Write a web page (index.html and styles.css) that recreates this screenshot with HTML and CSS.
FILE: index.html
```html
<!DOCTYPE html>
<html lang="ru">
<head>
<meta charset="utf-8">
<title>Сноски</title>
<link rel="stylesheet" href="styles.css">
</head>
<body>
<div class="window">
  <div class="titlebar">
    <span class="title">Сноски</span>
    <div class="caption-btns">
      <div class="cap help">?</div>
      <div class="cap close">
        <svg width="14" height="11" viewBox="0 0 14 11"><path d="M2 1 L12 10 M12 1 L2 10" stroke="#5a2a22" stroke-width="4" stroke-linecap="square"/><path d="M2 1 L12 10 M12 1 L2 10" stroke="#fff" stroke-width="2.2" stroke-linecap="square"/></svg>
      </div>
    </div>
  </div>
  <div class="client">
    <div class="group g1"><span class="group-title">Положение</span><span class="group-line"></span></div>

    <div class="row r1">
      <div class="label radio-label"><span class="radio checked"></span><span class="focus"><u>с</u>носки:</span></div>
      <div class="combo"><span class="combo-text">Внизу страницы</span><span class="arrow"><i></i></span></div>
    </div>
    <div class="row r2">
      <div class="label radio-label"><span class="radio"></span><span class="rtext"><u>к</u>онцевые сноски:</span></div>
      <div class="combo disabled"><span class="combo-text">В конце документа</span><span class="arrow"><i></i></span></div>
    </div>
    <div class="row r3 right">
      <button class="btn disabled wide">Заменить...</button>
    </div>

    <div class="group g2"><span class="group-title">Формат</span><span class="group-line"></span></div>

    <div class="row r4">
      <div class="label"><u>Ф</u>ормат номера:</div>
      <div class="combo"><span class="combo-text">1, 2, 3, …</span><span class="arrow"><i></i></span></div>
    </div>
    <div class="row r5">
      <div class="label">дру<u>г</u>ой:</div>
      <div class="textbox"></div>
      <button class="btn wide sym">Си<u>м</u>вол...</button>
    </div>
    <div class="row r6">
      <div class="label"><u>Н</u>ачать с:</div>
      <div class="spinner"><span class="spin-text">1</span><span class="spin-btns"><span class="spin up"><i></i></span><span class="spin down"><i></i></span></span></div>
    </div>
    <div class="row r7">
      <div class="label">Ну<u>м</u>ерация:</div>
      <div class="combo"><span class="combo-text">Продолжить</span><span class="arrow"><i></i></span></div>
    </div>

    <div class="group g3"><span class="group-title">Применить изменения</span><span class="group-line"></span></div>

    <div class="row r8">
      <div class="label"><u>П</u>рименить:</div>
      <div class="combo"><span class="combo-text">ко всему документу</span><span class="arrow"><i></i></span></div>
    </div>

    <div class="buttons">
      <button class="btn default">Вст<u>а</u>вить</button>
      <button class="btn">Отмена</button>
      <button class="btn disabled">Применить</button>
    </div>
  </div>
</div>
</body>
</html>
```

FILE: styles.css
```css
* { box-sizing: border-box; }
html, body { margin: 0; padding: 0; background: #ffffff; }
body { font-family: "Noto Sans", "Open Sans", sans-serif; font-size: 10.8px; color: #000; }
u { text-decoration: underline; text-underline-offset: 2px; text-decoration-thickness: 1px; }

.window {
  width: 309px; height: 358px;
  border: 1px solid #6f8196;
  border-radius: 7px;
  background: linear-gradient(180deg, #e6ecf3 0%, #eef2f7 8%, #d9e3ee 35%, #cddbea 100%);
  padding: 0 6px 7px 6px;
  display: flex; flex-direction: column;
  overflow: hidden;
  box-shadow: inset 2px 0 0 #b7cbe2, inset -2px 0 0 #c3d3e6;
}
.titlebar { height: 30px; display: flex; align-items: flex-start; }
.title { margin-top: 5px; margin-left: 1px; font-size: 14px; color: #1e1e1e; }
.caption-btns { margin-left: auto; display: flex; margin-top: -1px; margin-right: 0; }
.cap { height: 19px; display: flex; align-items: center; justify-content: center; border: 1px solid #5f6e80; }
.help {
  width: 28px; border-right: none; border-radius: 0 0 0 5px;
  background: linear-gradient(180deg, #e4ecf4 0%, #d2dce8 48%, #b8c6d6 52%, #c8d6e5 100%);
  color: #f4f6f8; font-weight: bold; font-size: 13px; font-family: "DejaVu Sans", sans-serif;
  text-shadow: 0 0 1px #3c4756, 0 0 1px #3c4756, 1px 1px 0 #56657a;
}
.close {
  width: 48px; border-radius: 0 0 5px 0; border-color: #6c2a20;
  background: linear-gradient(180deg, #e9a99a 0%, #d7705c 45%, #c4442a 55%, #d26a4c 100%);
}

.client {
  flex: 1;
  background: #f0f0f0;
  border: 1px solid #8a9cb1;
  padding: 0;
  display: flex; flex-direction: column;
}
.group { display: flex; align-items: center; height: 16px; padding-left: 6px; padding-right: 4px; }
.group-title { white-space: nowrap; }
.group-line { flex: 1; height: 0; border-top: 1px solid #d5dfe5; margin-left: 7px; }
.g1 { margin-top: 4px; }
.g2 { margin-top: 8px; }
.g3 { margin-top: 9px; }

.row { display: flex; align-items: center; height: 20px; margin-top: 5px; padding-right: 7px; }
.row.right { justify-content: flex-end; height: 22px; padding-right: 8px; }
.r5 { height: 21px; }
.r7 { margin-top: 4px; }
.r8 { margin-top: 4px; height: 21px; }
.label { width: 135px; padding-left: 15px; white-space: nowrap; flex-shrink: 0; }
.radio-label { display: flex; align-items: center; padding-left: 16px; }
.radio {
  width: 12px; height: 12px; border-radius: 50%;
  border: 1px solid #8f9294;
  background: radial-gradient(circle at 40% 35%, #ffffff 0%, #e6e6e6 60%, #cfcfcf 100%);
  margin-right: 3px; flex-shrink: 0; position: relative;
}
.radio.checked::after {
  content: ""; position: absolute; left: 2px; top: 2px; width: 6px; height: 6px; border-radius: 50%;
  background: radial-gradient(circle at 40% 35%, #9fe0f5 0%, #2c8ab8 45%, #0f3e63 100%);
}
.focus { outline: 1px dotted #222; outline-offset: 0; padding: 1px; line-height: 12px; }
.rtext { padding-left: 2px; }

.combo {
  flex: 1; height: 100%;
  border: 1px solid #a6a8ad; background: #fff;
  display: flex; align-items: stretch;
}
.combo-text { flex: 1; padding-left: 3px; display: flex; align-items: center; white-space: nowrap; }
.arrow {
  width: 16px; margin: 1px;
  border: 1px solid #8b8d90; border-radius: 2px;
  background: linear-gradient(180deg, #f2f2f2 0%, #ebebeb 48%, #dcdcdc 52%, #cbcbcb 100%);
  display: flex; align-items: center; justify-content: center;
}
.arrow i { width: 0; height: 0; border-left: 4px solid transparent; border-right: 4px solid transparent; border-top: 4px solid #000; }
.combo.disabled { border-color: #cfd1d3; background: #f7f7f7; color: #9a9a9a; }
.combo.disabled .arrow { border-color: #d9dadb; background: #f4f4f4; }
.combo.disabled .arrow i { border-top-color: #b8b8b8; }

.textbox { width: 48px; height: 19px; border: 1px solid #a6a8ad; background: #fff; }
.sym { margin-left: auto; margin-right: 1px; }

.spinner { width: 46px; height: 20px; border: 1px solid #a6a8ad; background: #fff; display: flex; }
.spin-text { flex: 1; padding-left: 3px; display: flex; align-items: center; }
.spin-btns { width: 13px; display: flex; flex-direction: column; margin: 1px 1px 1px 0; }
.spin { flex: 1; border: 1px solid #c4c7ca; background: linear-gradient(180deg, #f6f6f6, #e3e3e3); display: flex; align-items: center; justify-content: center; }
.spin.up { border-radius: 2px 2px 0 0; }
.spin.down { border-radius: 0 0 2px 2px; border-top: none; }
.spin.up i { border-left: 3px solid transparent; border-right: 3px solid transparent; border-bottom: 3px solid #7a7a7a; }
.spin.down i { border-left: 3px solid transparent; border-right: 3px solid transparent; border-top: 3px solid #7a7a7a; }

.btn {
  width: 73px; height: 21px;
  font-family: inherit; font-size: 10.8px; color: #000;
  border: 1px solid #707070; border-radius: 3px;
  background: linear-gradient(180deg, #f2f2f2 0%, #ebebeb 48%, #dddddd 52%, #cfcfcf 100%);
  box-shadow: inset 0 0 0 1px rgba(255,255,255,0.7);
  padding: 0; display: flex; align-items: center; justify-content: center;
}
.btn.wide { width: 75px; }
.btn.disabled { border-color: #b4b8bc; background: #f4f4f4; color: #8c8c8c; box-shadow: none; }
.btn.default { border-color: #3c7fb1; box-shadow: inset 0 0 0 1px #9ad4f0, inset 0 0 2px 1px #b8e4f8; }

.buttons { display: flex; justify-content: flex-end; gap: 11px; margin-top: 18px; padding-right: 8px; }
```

_ _ _ _

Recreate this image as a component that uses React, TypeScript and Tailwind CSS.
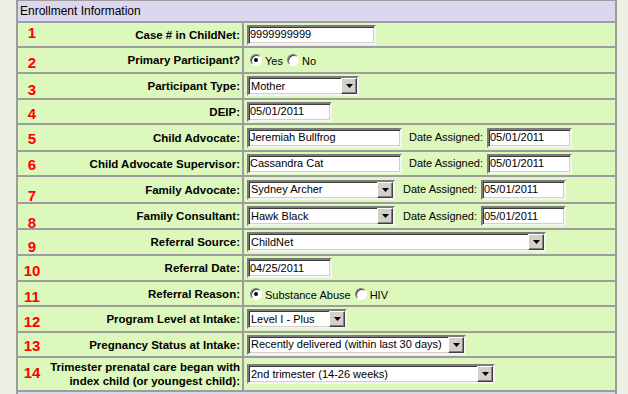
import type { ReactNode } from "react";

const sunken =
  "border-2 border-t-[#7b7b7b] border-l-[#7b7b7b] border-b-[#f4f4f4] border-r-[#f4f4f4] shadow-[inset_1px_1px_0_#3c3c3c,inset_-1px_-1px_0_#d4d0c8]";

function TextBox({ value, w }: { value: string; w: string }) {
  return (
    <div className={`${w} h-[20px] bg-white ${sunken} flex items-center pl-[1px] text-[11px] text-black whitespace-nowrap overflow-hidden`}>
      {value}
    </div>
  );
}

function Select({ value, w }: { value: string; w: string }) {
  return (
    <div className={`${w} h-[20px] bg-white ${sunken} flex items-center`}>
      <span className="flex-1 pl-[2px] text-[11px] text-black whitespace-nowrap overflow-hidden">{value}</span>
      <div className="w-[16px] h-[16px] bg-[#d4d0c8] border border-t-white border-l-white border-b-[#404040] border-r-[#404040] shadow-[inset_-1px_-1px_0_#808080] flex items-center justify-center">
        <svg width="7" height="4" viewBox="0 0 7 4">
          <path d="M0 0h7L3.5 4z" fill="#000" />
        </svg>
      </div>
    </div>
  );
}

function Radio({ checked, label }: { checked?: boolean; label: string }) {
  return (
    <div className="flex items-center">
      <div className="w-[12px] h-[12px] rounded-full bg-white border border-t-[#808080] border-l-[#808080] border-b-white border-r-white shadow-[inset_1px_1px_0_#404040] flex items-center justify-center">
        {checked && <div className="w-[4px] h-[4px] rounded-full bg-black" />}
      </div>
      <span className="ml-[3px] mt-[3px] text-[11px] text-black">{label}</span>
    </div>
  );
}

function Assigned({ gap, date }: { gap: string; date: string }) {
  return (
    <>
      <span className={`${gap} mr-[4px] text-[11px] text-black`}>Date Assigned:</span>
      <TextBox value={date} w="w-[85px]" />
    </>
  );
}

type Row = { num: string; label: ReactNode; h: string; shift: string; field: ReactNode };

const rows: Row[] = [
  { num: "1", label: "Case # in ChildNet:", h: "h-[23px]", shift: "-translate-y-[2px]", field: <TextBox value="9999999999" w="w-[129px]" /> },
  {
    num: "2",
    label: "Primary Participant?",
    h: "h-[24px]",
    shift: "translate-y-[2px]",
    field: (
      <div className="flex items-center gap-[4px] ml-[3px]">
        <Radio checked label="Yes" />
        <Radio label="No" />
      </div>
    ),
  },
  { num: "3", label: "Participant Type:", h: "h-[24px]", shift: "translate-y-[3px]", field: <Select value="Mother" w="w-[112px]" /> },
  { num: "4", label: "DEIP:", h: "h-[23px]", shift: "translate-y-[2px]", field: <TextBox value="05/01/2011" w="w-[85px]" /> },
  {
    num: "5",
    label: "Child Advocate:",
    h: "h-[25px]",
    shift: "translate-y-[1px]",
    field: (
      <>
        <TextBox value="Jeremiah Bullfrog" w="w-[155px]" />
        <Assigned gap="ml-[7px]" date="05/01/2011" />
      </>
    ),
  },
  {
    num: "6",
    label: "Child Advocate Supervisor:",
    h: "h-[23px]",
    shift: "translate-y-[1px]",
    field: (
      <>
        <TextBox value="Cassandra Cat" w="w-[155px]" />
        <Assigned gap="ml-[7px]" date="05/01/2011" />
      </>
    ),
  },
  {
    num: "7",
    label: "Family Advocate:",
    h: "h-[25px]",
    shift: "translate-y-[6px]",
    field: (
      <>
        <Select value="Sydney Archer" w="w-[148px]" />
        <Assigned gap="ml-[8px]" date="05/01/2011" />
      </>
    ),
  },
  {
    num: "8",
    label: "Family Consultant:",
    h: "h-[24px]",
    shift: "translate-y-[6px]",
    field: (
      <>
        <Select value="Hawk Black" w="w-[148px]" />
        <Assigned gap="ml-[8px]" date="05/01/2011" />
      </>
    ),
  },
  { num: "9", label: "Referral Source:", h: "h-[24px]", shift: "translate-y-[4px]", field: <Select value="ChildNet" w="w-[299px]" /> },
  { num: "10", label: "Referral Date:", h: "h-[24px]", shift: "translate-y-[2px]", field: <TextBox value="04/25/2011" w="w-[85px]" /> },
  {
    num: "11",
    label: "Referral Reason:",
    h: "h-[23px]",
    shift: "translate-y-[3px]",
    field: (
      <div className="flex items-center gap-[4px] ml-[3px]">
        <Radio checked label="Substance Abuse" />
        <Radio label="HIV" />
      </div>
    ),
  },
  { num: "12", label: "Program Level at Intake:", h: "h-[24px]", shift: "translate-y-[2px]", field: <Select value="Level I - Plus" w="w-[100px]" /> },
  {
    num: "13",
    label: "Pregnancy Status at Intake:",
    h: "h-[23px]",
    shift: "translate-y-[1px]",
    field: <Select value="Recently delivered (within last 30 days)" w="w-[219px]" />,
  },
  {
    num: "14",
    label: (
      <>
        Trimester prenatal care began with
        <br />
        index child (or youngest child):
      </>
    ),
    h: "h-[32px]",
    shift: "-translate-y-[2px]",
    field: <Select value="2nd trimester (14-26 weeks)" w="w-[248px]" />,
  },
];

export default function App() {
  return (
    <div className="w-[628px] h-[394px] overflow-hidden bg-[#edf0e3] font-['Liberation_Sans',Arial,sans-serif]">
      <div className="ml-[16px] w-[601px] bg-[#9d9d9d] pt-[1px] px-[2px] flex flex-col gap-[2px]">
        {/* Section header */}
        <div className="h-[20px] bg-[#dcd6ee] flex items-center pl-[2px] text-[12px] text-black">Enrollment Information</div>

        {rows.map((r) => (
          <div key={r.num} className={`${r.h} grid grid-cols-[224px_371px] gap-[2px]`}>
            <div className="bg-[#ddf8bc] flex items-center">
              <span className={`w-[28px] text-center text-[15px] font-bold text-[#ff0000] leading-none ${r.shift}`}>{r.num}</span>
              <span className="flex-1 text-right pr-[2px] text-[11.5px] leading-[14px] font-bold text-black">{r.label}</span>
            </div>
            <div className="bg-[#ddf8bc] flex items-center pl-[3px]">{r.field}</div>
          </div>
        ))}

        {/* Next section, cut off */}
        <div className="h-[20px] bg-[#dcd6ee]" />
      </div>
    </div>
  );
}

_ _ _ _

What is asked: Scan the listing above for the word "that" and show each line where it is found.

Result:
Write a web page (index.html and styles.css) that recreates this screenshot with HTML and CSS.
Recreate this image as a component that uses React, TypeScript and Tailwind CSS.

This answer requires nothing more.